On Labor Day weekend 2022, organizers for labor, immigrant and gender justice gathered at the Friends Meeting House of Austin for an event produced by Austin Tan Cerca de la Frontera.  The well attended workshop event was titled Border Talk, Community Action, and included a luncheon followed by three breakout groups where participants could deepen their conversations with the visitors from Mexico and local immigrant rights’ activists.

The group of panelists included activists from the Comité Fronterizo de Obreras (CFO) and organizers for Austin Sanctuary Network.  Women on the Border director Elvia Arriola served as moderator and spoke briefly at the outset about the background for this gathering.  Arriola reflected first on the importance of honoring workers on both sides of the border on the national holiday celebrating the worker.  Providing some context for the speakers she stressed how their stories enliven the effects of two bodies of two intersecting bodies of law relevant to border talk and action: the pro-business NAFTA/USMCA and immigration law. The former has an established history of promising so much to workers yet delivering a model of industrialization known for its exploitation of mostly female workers, for creating toxic work conditions, paying nonliving wages for brutally long workdays and harassment of workers who dare to organize for reform.  And while the borderless spirit for business investment is celebrated by investors, to migrants and laborers the border, with its heavily militarized nature, is closed and serves as a symbol of an immigration system that is anti-worker, anti-immigrant and anti-families.

Speakers from Mexico included Julia Quiñonezlong time coordinator for the organization dedicated to empowering through education of their rights women who work in the maquiladoras.  Also speaking for the CFO’s work was Tanya Aparicio, a labor lawyer who has been helping implement with other staff in several cities the 2019 Mexican labor law reforms, triggered by the USMCA to enhance collective bargaining rights for workers on both sides of the border.  Julia Q. delivered powerful remarks about the August 31 amazing vote to install a democratic, transparent workers’ union at a factory where the principal organizers benefitted from training by the CFO.

Carmen Zuvieta, an organizer for immigrants’ rights with Austin Sanctuary Network, and Hilda Ramirez with her teenage son Ivan, asylum seekers residing for several years now in an Austin church, delivered remarks on the linkages between exploitation of workers in the globalized economy and increased levels of migration that have in turn criminalized the identity of the immigrant. Carmen passionately invoked the need for a movement that includes immigrants and their much desired labor into the rhetoric of labor, border and gender justice.

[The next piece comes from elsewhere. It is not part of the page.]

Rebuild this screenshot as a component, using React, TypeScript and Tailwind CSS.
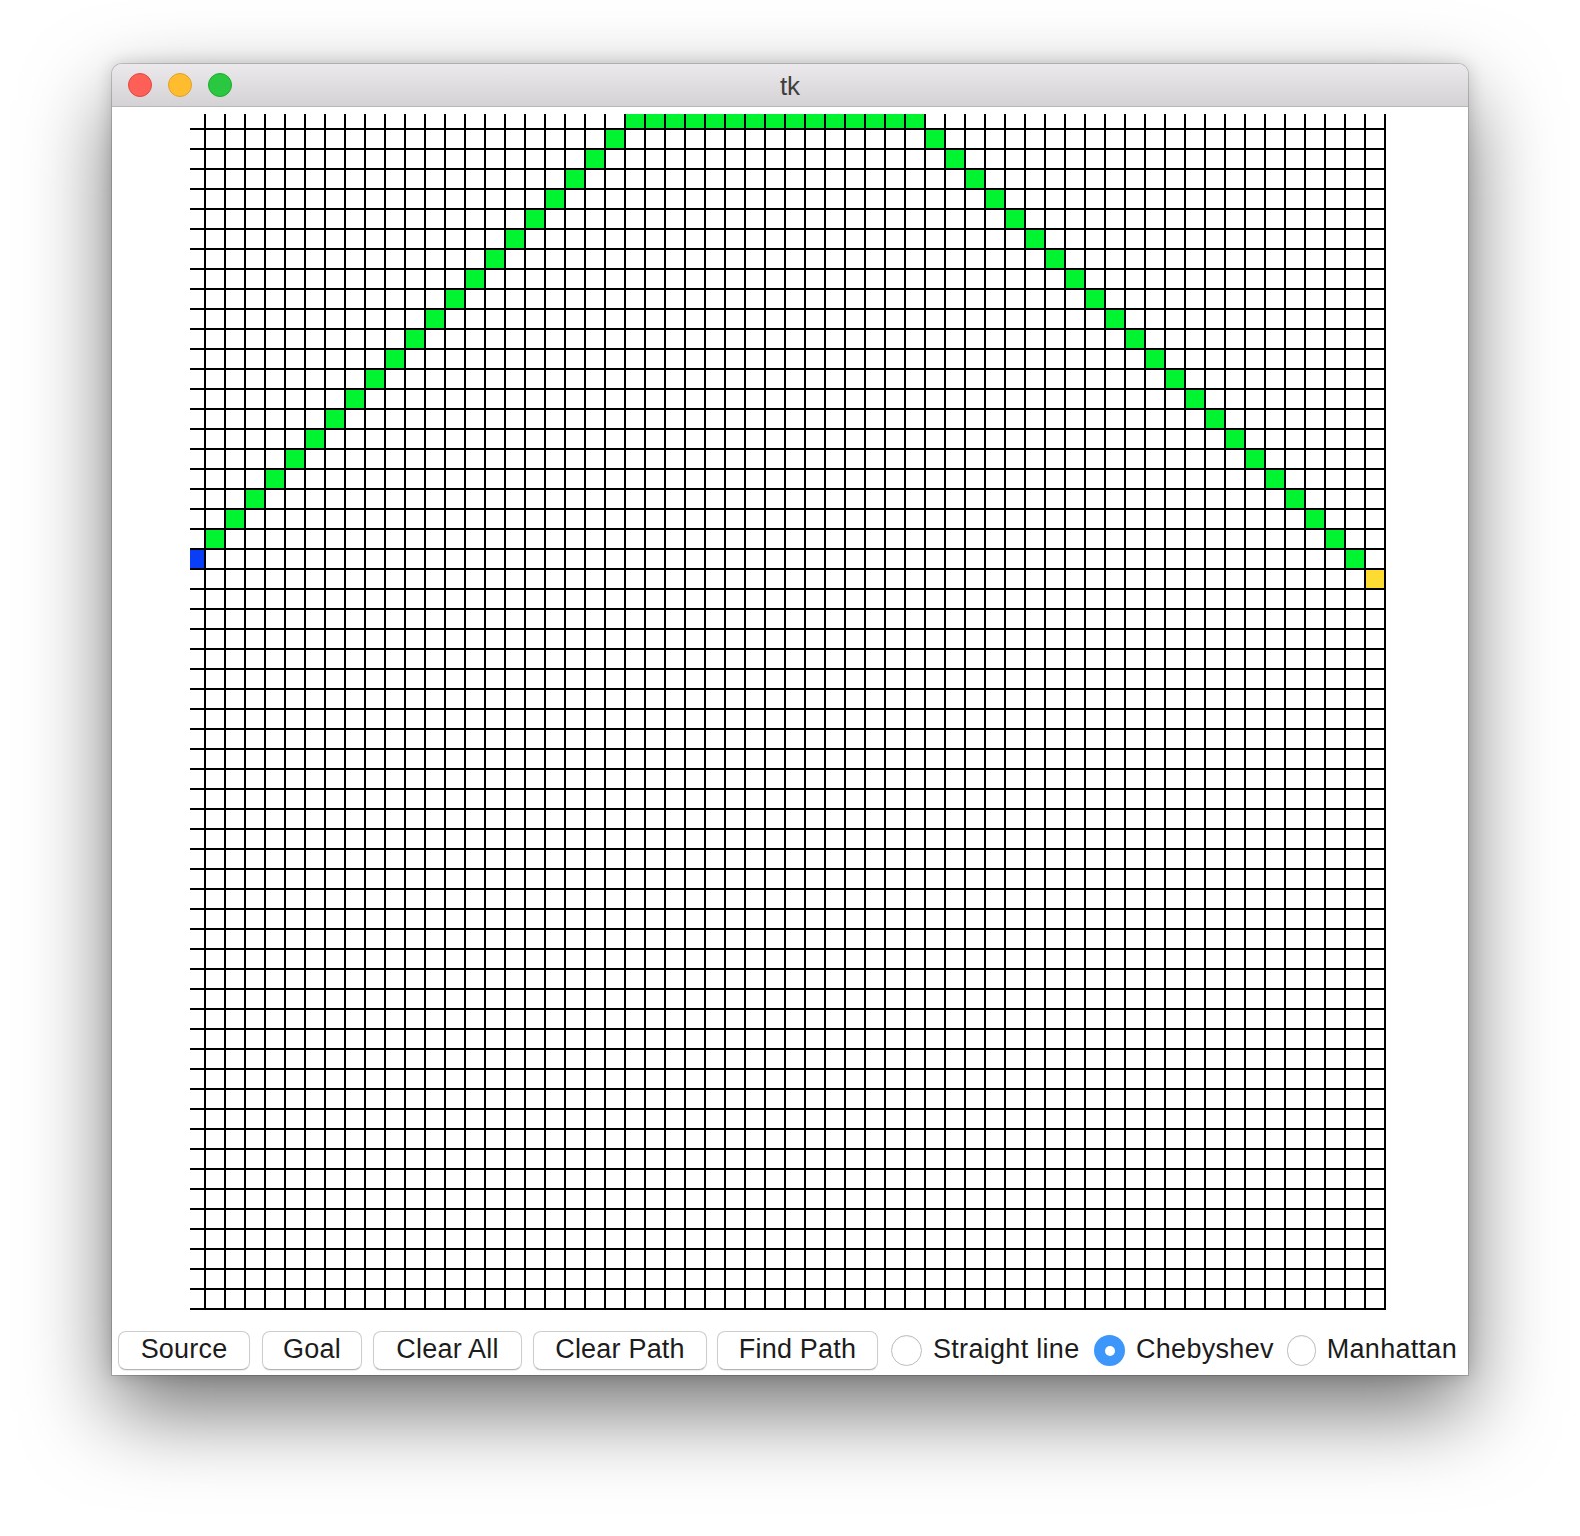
const N = 60;
const SIZE = 1196;

type Cell = { r: number; c: number; fill: string };

const GREEN = '#00f42f';

// path cells as drawn by the tk canvas
function buildCells(): Cell[] {
  const cells: Cell[] = [];
  for (let r = 1; r <= 21; r++) cells.push({ r, c: 22 - r, fill: GREEN });
  for (let c = 22; c <= 36; c++) cells.push({ r: 0, c, fill: GREEN });
  for (let r = 1; r <= 22; r++) cells.push({ r, c: 36 + r, fill: GREEN });
  cells.push({ r: 22, c: 0, fill: '#0a3ef6' });
  cells.push({ r: 23, c: 59, fill: '#fedb30' });
  return cells;
}

// first row/column is clipped by the canvas edge
function span(i: number) {
  return i === 0 ? { start: 0, len: 14 } : { start: i * 20 - 4, len: 18 };
}

function Grid() {
  const cells = buildCells();
  const lines = Array.from({ length: N }, (_, k) => 14 + k * 20);
  return (
    <svg width={SIZE} height={SIZE} viewBox={`0 0 ${SIZE} ${SIZE}`} className="block" shapeRendering="crispEdges">
      <rect x={0} y={0} width={SIZE} height={SIZE} fill="#fff" />
      {cells.map((cell, i) => {
        const x = span(cell.c);
        const y = span(cell.r);
        return <rect key={i} x={x.start} y={y.start} width={x.len} height={y.len} fill={cell.fill} />;
      })}
      {lines.map(p => (
        <rect key={`v${p}`} x={p} y={0} width={2} height={SIZE} fill="#000" />
      ))}
      {lines.map(p => (
        <rect key={`h${p}`} x={0} y={p} width={SIZE} height={2} fill="#000" />
      ))}
    </svg>
  );
}

function Button({ label, width, ml }: { label: string; width: string; ml: string }) {
  return (
    <div
      className={`flex h-[39px] items-center justify-center rounded-[8px] border border-[#cdcdcd] border-b-[#b4b4b4] bg-white pb-[4px] text-[27px] tracking-[0.2px] text-[#1c1c1c] shadow-[0_1px_1px_rgba(0,0,0,0.08)] ${width} ${ml}`}
    >
      {label}
    </div>
  );
}

function Radio({ label, checked, width, ml }: { label: string; checked?: boolean; width: string; ml: string }) {
  return (
    <div className={`flex items-center ${width} ${ml}`}>
      {checked ? (
        <div className="flex h-[31px] w-[31px] items-center justify-center rounded-full bg-[#3d97fb]">
          <div className="h-[10px] w-[10px] rounded-full bg-white" />
        </div>
      ) : (
        <div className="h-[31px] w-[31px] rounded-full border border-[#bdbdbd] bg-white shadow-[inset_0_1px_1px_rgba(0,0,0,0.05)]" />
      )}
      <span className="mb-[3px] ml-[11px] text-[27px] tracking-[0.3px] text-[#1c1c1c]">{label}</span>
    </div>
  );
}

export default function App() {
  return (
    <div className="h-[1536px] w-[1580px] bg-white pl-[112px] pt-[64px] font-['Liberation_Sans',Arial,sans-serif]">
      <div className="flex h-[1311px] w-[1356px] flex-col overflow-hidden rounded-t-[10px] bg-white shadow-[0_36px_85px_rgba(0,0,0,0.55),0_0_18px_rgba(0,0,0,0.18),0_0_0_1px_rgba(0,0,0,0.16)]">
        <div className="relative flex h-[43px] shrink-0 items-center border-b border-[#b8b6b8] bg-gradient-to-b from-[#ebe9eb] to-[#d4d2d4]">
          <div className="ml-[16px] flex gap-[16px]">
            <div className="h-[24px] w-[24px] rounded-full border border-[#e2463f] bg-[#fe5f57]" />
            <div className="h-[24px] w-[24px] rounded-full border border-[#e0a223] bg-[#febc2e]" />
            <div className="h-[24px] w-[24px] rounded-full border border-[#1aab29] bg-[#2ac840]" />
          </div>
          <div className="absolute inset-x-0 top-[9px] text-center text-[26px] leading-[26px] text-[#3f3f3f]">tk</div>
        </div>
        <div className="ml-[78px] mt-[7px]">
          <Grid />
        </div>
        <div className="mt-[19px] flex items-center">
          <Button label="Source" width="w-[132px]" ml="ml-[6px]" />
          <Button label="Goal" width="w-[100px]" ml="ml-[12px]" />
          <Button label="Clear All" width="w-[149px]" ml="ml-[11px]" />
          <Button label="Clear Path" width="w-[174px]" ml="ml-[11px]" />
          <Button label="Find Path" width="w-[161px]" ml="ml-[10px]" />
          <Radio label="Straight line" width="w-[203px]" ml="ml-[13px]" />
          <Radio label="Chebyshev" checked width="w-[193px]" ml="ml-0" />
          <Radio label="Manhattan" width="w-[170px]" ml="ml-0" />
        </div>
      </div>
    </div>
  );
}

Following the speakers’ remarks those gathered enjoyed tamales then broke out into small discussion groups where they could explore more of the issues with the speakers.  Issues like – what are the similarities and differences between organizing for workers in the U.S. and Mexico, how can we best engage in solidarity with labor communities on both side of the border, why are immigrants viewed as “illegal” when their labor is so much desired and used in the U.S.?

The event was recorded by KOOP radio.